At first the Arvizos defended Jackson after the documentary’s release, but when Jackson suddenly stopped calling them their story changed and there were accusations made against the performer.

On December 18, 2003, the Santa Barbara District Attorney, charged Jackson with seven counts of child molestation and two counts of administering an intoxicating agent for the purpose of a committing a felony. In 2005, after a six-month trial a jury found him not guilty on all charges. Jackson, who died in 2009, never returned to the Neverland Ranch again.

In constructing his play, Strong melds elements of these two cases into a single event.

The Gable family, Jerry (Josh Randall) and DeAnna (Marie-Françoise Theodore) are modeled on Evan and June Chandler. But the son at the center of Strong’s story, Jacob, now has a younger brother Tim, a refashioning that owes its inspiration to the Arvizo siblings.

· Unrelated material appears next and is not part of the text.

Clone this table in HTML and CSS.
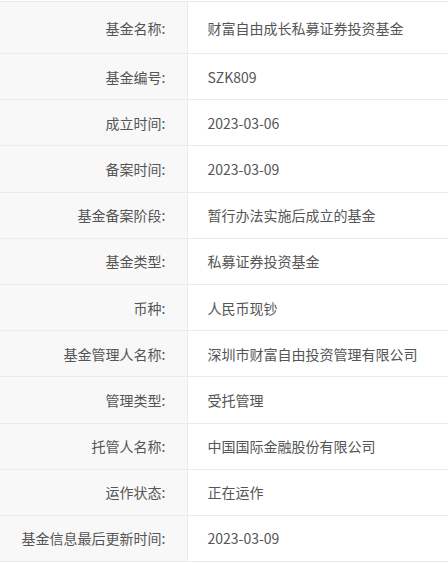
FILE: index.html
```html
<!DOCTYPE html>
<html lang="zh-CN">
<head>
    <meta charset="UTF-8">
    <meta name="viewport" content="width=device-width, initial-scale=1.0">
    <title>基金信息</title>
    <link rel="stylesheet" href="styles.css">
</head>
<body>
    <table class="info-table">
        <tbody>
            <tr class="first-row"><td class="label">基金名称:</td><td class="value">财富自由成长私募证券投资基金</td></tr>
            <tr><td class="label">基金编号:</td><td class="value">SZK809</td></tr>
            <tr><td class="label">成立时间:</td><td class="value">2023-03-06</td></tr>
            <tr><td class="label">备案时间:</td><td class="value">2023-03-09</td></tr>
            <tr><td class="label">基金备案阶段:</td><td class="value">暂行办法实施后成立的基金</td></tr>
            <tr><td class="label">基金类型:</td><td class="value">私募证券投资基金</td></tr>
            <tr><td class="label">币种:</td><td class="value">人民币现钞</td></tr>
            <tr><td class="label">基金管理人名称:</td><td class="value">深圳市财富自由投资管理有限公司</td></tr>
            <tr><td class="label">管理类型:</td><td class="value">受托管理</td></tr>
            <tr><td class="label">托管人名称:</td><td class="value">中国国际金融股份有限公司</td></tr>
            <tr><td class="label">运作状态:</td><td class="value">正在运作</td></tr>
            <tr><td class="label">基金信息最后更新时间:</td><td class="value">2023-03-09</td></tr>
        </tbody>
    </table>
</body>
</html>
```

FILE: styles.css
```css
/* General Styling */
* {
    margin: 0;
    padding: 0;
    box-sizing: border-box;
}

body {
    background-color: #ffffff;
    padding-top: 1px;
    font-family: "Noto Sans CJK SC", "Noto Sans", sans-serif;
    font-size: 14px;
    color: #555555;
}

/* Table Styling */
.info-table {
    width: 100%;
    border-collapse: collapse;
    border-top: 1px solid #ebebeb;
}

.info-table td {
    height: 46.2px;
    border-bottom: 1px solid #ebebeb;
    vertical-align: middle;
    line-height: 20px;
    white-space: nowrap;
}

.info-table .first-row td {
    height: 52px;
}

.label {
    width: 187px;
    text-align: right;
    padding-right: 21px;
    background-color: #f8f8f8;
    border-right: 1px solid #ebebeb;
}

.value {
    text-align: left;
    padding-left: 20px;
}
```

Strong uses the brothers to good dramatic effect, centering the underpinning of his principal conflict in their clash over the motivation behind their estranged parents’ accusations and their own individual responsibility to the verity of those allegations.

Strong stacks his stage almost to excess with conduits to galvanize it under a convergence of conflict. Other than the divorced parents, he supplies two sets of brothers, the adolescent Tim (Marcello Silva) and Jacob (Orlando Christian) and an older set of Tim (Andrew Brian Carter) and Jacob (Wade F. Wilson).

That accounts for the internal abrasion of family. To churn the conflict externally, Strong establishes two creatures whose existence is dependent on scandalmongering; Erin (Ashley Platz) an East Coast blogger; and a virtuoso of virulent verbiage, Vincent Hark (Leif Gantvoort) a clone of TMZ’s Harvey Levin.

Using these accelerators Strong keeps the action at critical mass as the characters confront old regrets of their past only to succeed in deploying fresh ones that they must presently face.

Director Michael A. Shepperd controls and corrals the chaotic clutter of conflicting characters, that Strong foists on him, skillfully and certainly seems to understand how to handle frenetic motion. It’s only those few moments where Shepperd doesn’t need to exercise that control that he slips somewhat.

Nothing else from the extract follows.